(Exercise data)
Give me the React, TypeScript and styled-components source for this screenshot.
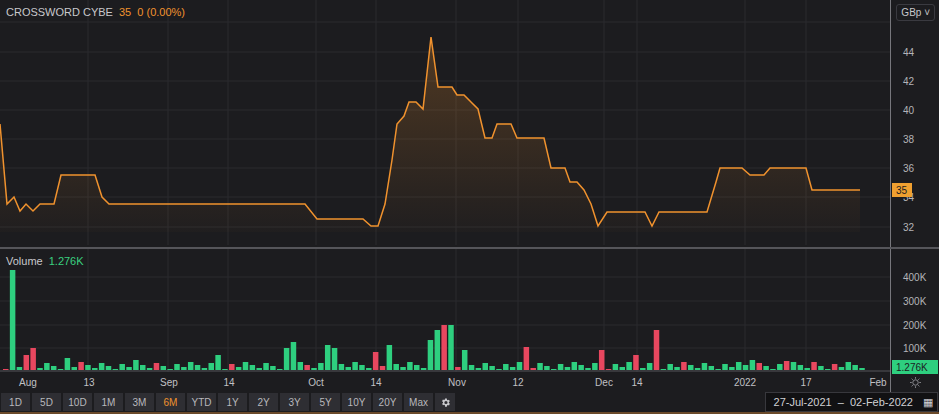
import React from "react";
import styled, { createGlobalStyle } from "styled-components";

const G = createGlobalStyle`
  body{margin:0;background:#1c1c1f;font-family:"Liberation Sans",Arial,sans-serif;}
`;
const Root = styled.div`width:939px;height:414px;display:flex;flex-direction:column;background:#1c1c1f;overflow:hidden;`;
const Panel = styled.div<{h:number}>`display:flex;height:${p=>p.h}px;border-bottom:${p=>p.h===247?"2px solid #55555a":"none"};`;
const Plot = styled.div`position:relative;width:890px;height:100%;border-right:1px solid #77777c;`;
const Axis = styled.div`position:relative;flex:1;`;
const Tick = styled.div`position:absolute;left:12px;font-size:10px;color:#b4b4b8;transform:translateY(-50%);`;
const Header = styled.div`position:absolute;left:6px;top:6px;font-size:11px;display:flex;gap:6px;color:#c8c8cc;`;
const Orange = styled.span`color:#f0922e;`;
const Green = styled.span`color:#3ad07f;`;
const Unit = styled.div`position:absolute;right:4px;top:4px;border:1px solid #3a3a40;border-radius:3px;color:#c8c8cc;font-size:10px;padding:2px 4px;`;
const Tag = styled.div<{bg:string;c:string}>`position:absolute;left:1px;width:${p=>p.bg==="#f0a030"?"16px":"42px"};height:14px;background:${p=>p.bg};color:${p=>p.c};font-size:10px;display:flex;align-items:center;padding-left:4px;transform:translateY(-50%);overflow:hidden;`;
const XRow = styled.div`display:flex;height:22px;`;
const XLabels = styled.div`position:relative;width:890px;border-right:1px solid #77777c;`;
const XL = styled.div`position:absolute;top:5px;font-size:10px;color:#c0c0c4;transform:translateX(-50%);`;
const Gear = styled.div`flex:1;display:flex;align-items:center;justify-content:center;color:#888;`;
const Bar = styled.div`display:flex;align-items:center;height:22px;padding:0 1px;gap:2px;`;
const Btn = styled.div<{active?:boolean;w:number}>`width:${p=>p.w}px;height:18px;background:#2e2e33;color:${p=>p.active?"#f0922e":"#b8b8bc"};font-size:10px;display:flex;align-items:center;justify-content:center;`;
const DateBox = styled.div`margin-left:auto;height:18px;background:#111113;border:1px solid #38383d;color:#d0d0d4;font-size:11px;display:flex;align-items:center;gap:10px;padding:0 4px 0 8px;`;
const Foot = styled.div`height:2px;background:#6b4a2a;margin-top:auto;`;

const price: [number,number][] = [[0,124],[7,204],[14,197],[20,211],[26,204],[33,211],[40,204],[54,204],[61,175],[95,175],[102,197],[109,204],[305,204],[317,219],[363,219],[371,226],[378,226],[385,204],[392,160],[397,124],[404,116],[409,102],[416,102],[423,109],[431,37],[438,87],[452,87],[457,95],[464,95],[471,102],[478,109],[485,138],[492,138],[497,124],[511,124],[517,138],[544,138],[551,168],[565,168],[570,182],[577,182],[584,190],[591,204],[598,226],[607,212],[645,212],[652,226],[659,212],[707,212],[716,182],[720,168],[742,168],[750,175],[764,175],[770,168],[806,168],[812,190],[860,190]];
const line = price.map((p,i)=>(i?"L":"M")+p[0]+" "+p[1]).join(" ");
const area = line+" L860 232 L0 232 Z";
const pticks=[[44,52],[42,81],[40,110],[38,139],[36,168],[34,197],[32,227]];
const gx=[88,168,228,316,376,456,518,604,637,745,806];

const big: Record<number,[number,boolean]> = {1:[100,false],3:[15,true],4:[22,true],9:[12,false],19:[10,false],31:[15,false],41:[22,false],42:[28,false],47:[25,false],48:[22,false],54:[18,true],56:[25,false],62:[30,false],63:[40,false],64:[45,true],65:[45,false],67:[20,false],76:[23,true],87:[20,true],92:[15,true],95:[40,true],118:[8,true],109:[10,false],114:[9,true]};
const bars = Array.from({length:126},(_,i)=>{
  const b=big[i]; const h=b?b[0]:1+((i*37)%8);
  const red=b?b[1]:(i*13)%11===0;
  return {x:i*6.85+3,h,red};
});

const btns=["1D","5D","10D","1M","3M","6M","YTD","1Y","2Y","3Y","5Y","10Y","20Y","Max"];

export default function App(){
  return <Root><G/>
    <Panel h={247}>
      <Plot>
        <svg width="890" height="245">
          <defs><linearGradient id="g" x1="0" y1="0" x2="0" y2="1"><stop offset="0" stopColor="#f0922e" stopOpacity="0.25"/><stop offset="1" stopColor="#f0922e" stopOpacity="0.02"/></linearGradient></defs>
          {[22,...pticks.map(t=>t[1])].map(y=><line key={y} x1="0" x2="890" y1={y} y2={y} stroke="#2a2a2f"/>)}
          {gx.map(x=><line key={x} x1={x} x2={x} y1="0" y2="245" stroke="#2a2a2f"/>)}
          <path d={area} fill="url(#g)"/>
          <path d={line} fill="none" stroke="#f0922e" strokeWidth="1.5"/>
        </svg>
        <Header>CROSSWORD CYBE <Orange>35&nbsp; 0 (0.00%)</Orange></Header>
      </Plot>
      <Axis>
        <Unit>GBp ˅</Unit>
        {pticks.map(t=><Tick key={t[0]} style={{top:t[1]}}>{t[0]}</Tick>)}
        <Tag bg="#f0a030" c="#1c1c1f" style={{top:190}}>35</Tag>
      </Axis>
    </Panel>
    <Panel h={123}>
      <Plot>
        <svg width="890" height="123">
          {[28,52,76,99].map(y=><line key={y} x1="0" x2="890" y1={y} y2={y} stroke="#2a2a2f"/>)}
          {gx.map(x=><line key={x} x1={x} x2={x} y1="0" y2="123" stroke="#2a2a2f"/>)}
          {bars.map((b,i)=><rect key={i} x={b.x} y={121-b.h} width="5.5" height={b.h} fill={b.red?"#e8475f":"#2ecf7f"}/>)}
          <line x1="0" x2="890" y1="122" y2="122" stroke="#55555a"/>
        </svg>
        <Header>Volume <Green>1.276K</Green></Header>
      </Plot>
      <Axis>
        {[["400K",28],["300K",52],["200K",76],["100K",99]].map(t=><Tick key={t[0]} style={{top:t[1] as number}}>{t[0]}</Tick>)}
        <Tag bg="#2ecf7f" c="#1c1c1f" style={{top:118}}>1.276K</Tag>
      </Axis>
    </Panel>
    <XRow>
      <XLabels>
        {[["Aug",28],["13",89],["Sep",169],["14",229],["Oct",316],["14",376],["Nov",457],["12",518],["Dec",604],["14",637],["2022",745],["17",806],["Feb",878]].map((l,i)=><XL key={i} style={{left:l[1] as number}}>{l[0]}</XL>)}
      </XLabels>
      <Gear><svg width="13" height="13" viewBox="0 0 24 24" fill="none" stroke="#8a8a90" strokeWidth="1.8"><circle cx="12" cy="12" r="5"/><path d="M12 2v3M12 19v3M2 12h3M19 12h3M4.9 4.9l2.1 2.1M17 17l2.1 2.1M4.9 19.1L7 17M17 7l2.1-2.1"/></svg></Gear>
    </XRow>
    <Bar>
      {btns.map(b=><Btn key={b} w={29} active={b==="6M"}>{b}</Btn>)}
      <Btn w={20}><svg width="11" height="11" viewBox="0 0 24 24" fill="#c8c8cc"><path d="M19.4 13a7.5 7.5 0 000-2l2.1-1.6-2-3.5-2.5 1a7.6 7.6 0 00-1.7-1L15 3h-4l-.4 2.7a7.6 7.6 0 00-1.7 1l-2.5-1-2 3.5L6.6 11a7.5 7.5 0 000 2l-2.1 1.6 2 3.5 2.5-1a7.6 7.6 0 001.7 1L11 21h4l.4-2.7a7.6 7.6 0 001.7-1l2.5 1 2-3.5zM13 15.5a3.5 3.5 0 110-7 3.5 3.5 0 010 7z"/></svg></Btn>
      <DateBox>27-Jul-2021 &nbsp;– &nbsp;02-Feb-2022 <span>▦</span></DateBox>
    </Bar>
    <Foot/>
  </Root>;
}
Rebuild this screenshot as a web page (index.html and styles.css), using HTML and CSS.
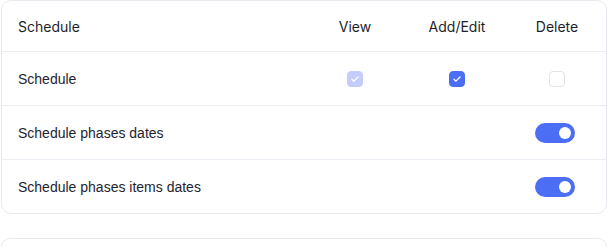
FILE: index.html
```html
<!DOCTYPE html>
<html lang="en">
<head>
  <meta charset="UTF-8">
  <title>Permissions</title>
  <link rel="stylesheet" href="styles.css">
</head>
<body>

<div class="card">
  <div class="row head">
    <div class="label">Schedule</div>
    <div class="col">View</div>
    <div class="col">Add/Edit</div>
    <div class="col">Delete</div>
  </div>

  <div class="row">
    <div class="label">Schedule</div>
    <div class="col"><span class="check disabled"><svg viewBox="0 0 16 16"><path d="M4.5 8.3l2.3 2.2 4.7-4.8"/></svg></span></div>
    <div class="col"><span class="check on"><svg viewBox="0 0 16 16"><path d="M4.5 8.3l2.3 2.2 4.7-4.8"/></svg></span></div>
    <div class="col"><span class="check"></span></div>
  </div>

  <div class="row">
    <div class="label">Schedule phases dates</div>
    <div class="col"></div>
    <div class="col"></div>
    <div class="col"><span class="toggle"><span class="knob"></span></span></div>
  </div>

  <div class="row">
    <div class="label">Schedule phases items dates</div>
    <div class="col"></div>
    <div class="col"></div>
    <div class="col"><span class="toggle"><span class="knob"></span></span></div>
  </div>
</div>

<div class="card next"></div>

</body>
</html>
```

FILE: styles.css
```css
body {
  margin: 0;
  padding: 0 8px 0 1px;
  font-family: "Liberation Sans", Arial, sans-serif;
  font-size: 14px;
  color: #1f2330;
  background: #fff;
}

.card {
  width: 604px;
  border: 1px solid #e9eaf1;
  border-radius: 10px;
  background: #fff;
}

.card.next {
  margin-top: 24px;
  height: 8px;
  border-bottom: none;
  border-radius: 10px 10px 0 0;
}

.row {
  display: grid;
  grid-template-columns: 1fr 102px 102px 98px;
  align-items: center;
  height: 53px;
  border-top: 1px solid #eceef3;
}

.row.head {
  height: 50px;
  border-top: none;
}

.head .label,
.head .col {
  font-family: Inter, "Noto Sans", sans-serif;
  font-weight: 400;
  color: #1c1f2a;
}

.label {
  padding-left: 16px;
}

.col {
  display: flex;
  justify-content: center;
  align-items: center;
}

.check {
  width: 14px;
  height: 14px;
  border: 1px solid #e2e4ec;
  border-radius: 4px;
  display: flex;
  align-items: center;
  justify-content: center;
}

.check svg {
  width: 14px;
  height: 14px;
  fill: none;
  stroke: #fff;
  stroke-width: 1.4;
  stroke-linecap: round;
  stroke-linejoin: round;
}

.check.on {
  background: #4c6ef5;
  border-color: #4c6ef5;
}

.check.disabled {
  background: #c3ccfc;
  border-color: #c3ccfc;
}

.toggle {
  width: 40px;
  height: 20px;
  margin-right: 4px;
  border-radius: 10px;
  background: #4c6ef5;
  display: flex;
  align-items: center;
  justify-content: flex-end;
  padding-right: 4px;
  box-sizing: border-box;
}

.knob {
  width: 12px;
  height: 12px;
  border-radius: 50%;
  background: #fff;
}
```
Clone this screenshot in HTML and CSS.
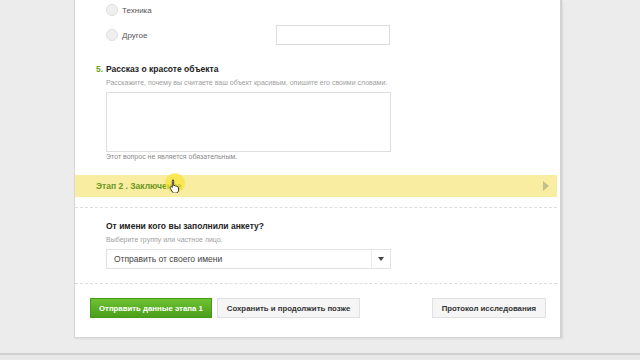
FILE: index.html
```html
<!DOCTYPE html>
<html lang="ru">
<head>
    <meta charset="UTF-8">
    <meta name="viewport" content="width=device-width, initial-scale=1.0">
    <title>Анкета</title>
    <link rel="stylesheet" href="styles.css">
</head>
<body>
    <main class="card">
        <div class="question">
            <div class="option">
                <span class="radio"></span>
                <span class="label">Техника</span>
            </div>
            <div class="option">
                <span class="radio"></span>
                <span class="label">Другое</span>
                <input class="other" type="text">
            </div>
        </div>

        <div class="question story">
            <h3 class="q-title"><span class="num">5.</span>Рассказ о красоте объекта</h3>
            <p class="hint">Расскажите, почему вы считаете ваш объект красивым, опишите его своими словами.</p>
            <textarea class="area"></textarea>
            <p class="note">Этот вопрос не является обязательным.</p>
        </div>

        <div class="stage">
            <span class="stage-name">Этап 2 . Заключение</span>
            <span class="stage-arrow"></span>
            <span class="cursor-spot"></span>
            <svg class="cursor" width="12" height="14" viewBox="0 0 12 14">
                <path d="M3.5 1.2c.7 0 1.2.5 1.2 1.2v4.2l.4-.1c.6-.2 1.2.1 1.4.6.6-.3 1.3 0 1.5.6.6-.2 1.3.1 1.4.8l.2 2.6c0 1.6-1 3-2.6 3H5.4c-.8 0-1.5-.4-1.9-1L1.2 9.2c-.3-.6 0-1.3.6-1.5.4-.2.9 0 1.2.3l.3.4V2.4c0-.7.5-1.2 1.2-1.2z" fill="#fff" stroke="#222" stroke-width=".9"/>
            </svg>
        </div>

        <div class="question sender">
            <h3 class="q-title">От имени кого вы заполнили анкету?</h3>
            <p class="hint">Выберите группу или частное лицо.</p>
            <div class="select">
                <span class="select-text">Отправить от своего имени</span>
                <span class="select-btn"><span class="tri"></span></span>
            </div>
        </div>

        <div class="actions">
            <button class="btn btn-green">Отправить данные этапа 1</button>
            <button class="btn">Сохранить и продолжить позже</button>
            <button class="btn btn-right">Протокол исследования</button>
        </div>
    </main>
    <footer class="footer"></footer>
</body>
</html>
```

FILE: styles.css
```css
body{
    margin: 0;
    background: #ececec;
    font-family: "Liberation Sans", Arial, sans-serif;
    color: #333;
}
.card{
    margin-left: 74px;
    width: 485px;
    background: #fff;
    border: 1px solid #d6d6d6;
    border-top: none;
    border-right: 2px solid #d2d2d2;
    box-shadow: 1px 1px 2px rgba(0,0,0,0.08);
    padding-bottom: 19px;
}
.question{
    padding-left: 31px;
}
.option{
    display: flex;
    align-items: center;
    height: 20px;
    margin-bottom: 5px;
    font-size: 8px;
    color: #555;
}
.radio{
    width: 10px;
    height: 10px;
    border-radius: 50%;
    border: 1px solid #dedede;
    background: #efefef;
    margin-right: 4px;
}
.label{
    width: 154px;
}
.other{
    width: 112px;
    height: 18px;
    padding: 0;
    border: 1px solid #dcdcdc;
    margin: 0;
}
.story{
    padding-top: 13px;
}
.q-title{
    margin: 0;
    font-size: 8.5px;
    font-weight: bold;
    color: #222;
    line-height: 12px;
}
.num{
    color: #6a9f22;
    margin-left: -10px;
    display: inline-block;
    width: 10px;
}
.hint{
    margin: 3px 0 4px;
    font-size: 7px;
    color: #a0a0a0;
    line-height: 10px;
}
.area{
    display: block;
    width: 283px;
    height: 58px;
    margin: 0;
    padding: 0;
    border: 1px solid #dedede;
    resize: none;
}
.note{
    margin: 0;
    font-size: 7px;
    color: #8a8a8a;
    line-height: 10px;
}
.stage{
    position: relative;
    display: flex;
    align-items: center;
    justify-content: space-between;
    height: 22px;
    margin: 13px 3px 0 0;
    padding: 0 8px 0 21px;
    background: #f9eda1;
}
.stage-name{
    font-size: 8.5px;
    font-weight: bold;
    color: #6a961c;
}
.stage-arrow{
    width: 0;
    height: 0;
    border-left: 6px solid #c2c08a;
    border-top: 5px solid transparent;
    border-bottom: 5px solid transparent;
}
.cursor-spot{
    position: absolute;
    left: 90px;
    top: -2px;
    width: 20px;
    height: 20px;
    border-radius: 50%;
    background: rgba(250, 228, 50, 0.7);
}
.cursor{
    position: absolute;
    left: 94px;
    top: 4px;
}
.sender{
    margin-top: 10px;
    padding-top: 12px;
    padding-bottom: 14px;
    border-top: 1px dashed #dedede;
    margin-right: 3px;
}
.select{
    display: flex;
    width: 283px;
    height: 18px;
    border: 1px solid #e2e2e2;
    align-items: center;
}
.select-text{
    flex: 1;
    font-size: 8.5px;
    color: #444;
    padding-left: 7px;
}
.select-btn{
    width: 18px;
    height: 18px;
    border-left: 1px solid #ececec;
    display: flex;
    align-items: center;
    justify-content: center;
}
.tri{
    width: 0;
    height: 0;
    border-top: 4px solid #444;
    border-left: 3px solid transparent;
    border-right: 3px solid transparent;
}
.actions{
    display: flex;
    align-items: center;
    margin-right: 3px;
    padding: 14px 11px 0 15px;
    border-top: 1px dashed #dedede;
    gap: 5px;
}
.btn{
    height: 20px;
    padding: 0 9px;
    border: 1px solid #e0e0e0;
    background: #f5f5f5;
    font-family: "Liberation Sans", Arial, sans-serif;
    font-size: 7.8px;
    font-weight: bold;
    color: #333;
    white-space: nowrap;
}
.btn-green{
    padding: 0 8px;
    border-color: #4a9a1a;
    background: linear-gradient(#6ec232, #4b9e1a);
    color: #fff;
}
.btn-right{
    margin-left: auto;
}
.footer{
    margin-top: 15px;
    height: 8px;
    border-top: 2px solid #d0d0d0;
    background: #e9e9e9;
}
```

(Given instruction) Return each line with "screenshot".

(Response)
Give me the React, TypeScript and styled-components source for this screenshot.
Rebuild this screenshot as a web page (index.html and styles.css), using HTML and CSS.
Clone this screenshot in HTML and CSS.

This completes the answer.